:: GIVEN DATA

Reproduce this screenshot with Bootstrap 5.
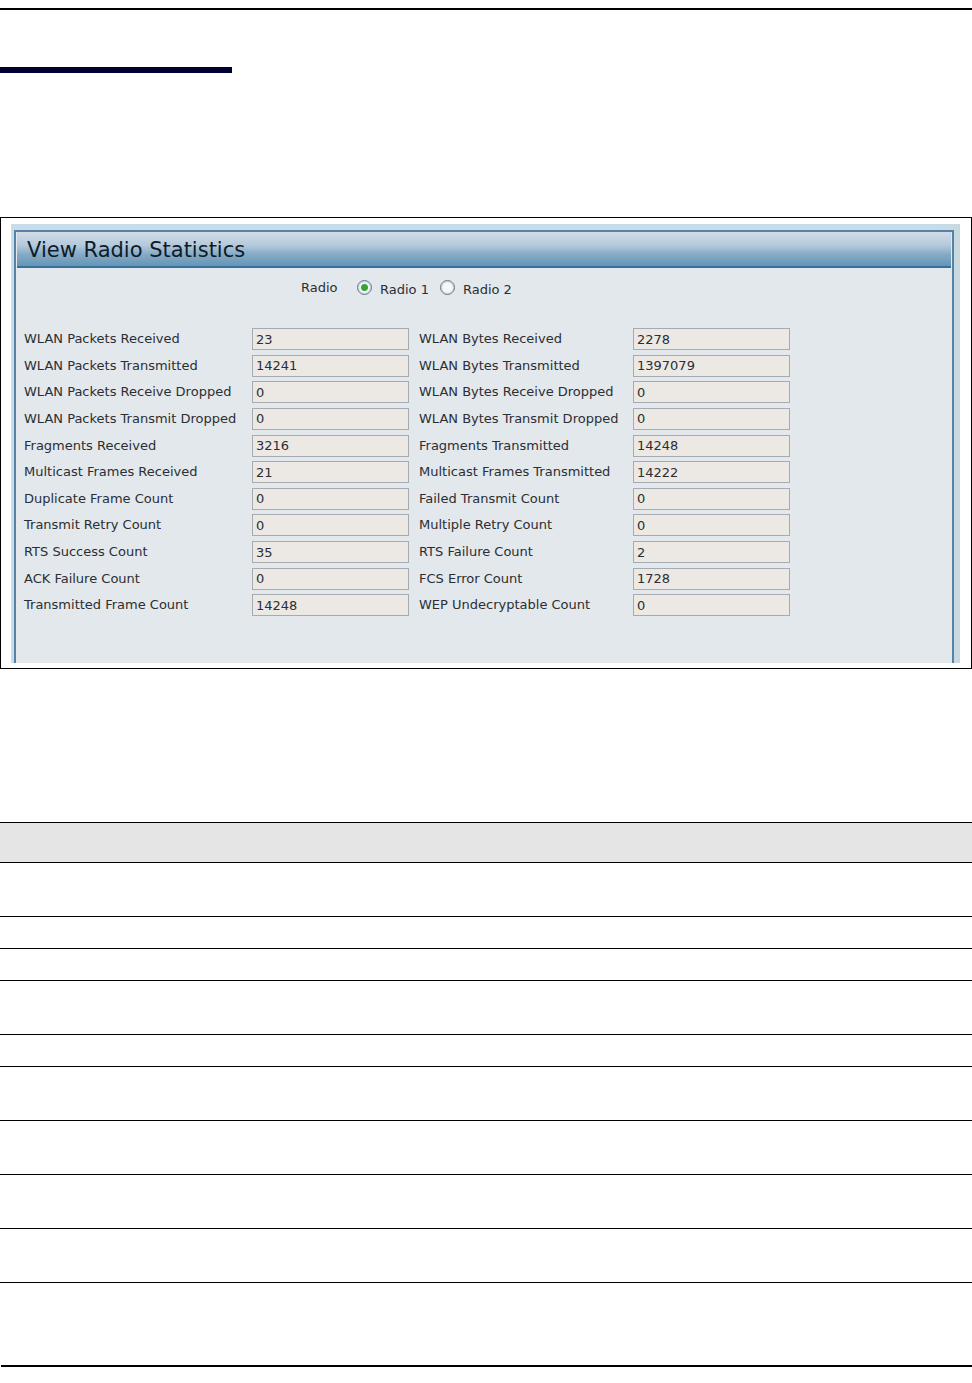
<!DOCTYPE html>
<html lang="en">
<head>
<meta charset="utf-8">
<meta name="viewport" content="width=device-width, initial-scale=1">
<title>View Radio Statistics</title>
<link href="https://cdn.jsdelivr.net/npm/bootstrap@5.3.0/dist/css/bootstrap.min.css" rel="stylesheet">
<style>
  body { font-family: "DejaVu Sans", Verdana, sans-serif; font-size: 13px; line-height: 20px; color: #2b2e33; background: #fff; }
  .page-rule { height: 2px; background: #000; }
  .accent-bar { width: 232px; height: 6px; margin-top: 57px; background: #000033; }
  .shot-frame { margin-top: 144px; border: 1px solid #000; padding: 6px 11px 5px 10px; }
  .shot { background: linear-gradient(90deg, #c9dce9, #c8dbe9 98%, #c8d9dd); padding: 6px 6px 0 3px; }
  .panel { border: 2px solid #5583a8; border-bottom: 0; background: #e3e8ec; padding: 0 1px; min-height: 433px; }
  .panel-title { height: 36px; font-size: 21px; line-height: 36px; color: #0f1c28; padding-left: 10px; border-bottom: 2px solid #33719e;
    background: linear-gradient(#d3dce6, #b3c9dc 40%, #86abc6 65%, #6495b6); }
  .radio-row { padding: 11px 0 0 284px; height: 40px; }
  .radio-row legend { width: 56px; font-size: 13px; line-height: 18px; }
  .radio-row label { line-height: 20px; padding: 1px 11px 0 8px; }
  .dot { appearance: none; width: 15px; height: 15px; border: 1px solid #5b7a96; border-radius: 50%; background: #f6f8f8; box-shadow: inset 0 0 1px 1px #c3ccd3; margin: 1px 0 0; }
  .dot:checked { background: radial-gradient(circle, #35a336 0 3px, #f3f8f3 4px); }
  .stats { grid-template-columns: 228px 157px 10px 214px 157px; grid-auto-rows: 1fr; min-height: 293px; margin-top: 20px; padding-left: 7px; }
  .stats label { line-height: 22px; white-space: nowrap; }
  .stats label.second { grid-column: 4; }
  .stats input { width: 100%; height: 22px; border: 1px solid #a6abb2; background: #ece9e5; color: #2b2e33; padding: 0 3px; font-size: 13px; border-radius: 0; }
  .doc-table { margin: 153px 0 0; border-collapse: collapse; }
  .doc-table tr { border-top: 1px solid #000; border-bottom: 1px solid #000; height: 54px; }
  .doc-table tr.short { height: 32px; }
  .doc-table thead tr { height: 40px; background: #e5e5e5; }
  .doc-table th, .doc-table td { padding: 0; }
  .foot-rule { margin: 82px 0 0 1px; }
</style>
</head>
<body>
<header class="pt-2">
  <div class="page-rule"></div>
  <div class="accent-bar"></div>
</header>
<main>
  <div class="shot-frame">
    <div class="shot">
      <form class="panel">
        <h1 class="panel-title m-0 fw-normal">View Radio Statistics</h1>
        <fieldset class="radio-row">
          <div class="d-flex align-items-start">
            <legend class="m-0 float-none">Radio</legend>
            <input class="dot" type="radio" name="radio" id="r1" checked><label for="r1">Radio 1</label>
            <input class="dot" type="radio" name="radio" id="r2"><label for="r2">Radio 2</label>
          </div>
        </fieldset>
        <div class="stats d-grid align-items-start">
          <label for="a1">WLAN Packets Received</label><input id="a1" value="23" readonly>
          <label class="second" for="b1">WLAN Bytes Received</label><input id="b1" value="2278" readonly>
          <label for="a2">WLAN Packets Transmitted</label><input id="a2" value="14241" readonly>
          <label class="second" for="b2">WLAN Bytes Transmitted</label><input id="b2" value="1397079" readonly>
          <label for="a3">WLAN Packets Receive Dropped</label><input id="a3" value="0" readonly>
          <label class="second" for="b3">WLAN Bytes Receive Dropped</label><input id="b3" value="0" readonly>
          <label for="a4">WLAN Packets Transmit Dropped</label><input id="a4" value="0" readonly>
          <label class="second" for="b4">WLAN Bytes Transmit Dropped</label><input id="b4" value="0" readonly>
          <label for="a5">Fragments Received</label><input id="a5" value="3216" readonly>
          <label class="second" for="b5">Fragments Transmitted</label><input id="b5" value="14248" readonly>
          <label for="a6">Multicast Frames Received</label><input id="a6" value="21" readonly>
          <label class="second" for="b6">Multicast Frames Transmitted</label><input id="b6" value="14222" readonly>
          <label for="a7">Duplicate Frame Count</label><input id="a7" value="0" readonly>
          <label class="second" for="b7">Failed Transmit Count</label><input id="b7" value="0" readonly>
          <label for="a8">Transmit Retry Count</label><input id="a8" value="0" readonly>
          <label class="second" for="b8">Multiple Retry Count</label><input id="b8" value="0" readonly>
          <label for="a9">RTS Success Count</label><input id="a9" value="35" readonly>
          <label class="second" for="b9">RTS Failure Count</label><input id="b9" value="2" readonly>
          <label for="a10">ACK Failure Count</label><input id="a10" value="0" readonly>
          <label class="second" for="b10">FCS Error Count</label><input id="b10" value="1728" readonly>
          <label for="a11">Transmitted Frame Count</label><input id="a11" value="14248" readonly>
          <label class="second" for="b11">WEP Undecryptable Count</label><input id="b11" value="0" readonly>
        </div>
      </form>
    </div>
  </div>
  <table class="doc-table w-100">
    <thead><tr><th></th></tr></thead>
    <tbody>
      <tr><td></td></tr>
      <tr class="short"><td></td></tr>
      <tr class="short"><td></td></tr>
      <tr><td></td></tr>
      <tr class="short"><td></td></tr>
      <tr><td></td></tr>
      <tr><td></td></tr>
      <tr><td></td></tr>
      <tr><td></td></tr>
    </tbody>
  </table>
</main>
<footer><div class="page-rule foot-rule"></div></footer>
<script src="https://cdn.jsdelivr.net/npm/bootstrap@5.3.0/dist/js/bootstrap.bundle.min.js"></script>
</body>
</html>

::::

Print the complete listing exactly, apart from any pictures.

Reproduce this screenshot with Bootstrap 5.
<!DOCTYPE html>
<html lang="en">
<head>
<meta charset="utf-8">
<meta name="viewport" content="width=device-width, initial-scale=1">
<title>View Radio Statistics</title>
<link href="https://cdn.jsdelivr.net/npm/bootstrap@5.3.0/dist/css/bootstrap.min.css" rel="stylesheet">
<style>
  body { font-family: "DejaVu Sans", Verdana, sans-serif; font-size: 13px; line-height: 20px; color: #2b2e33; background: #fff; }
  .page-rule { height: 2px; background: #000; }
  .accent-bar { width: 232px; height: 6px; margin-top: 57px; background: #000033; }
  .shot-frame { margin-top: 144px; border: 1px solid #000; padding: 6px 11px 5px 10px; }
  .shot { background: linear-gradient(90deg, #c9dce9, #c8dbe9 98%, #c8d9dd); padding: 6px 6px 0 3px; }
  .panel { border: 2px solid #5583a8; border-bottom: 0; background: #e3e8ec; padding: 0 1px; min-height: 433px; }
  .panel-title { height: 36px; font-size: 21px; line-height: 36px; color: #0f1c28; padding-left: 10px; border-bottom: 2px solid #33719e;
    background: linear-gradient(#d3dce6, #b3c9dc 40%, #86abc6 65%, #6495b6); }
  .radio-row { padding: 11px 0 0 284px; height: 40px; }
  .radio-row legend { width: 56px; font-size: 13px; line-height: 18px; }
  .radio-row label { line-height: 20px; padding: 1px 11px 0 8px; }
  .dot { appearance: none; width: 15px; height: 15px; border: 1px solid #5b7a96; border-radius: 50%; background: #f6f8f8; box-shadow: inset 0 0 1px 1px #c3ccd3; margin: 1px 0 0; }
  .dot:checked { background: radial-gradient(circle, #35a336 0 3px, #f3f8f3 4px); }
  .stats { grid-template-columns: 228px 157px 10px 214px 157px; grid-auto-rows: 1fr; min-height: 293px; margin-top: 20px; padding-left: 7px; }
  .stats label { line-height: 22px; white-space: nowrap; }
  .stats label.second { grid-column: 4; }
  .stats input { width: 100%; height: 22px; border: 1px solid #a6abb2; background: #ece9e5; color: #2b2e33; padding: 0 3px; font-size: 13px; border-radius: 0; }
  .doc-table { margin: 153px 0 0; border-collapse: collapse; }
  .doc-table tr { border-top: 1px solid #000; border-bottom: 1px solid #000; height: 54px; }
  .doc-table tr.short { height: 32px; }
  .doc-table thead tr { height: 40px; background: #e5e5e5; }
  .doc-table th, .doc-table td { padding: 0; }
  .foot-rule { margin: 82px 0 0 1px; }
</style>
</head>
<body>
<header class="pt-2">
  <div class="page-rule"></div>
  <div class="accent-bar"></div>
</header>
<main>
  <div class="shot-frame">
    <div class="shot">
      <form class="panel">
        <h1 class="panel-title m-0 fw-normal">View Radio Statistics</h1>
        <fieldset class="radio-row">
          <div class="d-flex align-items-start">
            <legend class="m-0 float-none">Radio</legend>
            <input class="dot" type="radio" name="radio" id="r1" checked><label for="r1">Radio 1</label>
            <input class="dot" type="radio" name="radio" id="r2"><label for="r2">Radio 2</label>
          </div>
        </fieldset>
        <div class="stats d-grid align-items-start">
          <label for="a1">WLAN Packets Received</label><input id="a1" value="23" readonly>
          <label class="second" for="b1">WLAN Bytes Received</label><input id="b1" value="2278" readonly>
          <label for="a2">WLAN Packets Transmitted</label><input id="a2" value="14241" readonly>
          <label class="second" for="b2">WLAN Bytes Transmitted</label><input id="b2" value="1397079" readonly>
          <label for="a3">WLAN Packets Receive Dropped</label><input id="a3" value="0" readonly>
          <label class="second" for="b3">WLAN Bytes Receive Dropped</label><input id="b3" value="0" readonly>
          <label for="a4">WLAN Packets Transmit Dropped</label><input id="a4" value="0" readonly>
          <label class="second" for="b4">WLAN Bytes Transmit Dropped</label><input id="b4" value="0" readonly>
          <label for="a5">Fragments Received</label><input id="a5" value="3216" readonly>
          <label class="second" for="b5">Fragments Transmitted</label><input id="b5" value="14248" readonly>
          <label for="a6">Multicast Frames Received</label><input id="a6" value="21" readonly>
          <label class="second" for="b6">Multicast Frames Transmitted</label><input id="b6" value="14222" readonly>
          <label for="a7">Duplicate Frame Count</label><input id="a7" value="0" readonly>
          <label class="second" for="b7">Failed Transmit Count</label><input id="b7" value="0" readonly>
          <label for="a8">Transmit Retry Count</label><input id="a8" value="0" readonly>
          <label class="second" for="b8">Multiple Retry Count</label><input id="b8" value="0" readonly>
          <label for="a9">RTS Success Count</label><input id="a9" value="35" readonly>
          <label class="second" for="b9">RTS Failure Count</label><input id="b9" value="2" readonly>
          <label for="a10">ACK Failure Count</label><input id="a10" value="0" readonly>
          <label class="second" for="b10">FCS Error Count</label><input id="b10" value="1728" readonly>
          <label for="a11">Transmitted Frame Count</label><input id="a11" value="14248" readonly>
          <label class="second" for="b11">WEP Undecryptable Count</label><input id="b11" value="0" readonly>
        </div>
      </form>
    </div>
  </div>
  <table class="doc-table w-100">
    <thead><tr><th></th></tr></thead>
    <tbody>
      <tr><td></td></tr>
      <tr class="short"><td></td></tr>
      <tr class="short"><td></td></tr>
      <tr><td></td></tr>
      <tr class="short"><td></td></tr>
      <tr><td></td></tr>
      <tr><td></td></tr>
      <tr><td></td></tr>
      <tr><td></td></tr>
    </tbody>
  </table>
</main>
<footer><div class="page-rule foot-rule"></div></footer>
<script src="https://cdn.jsdelivr.net/npm/bootstrap@5.3.0/dist/js/bootstrap.bundle.min.js"></script>
</body>
</html>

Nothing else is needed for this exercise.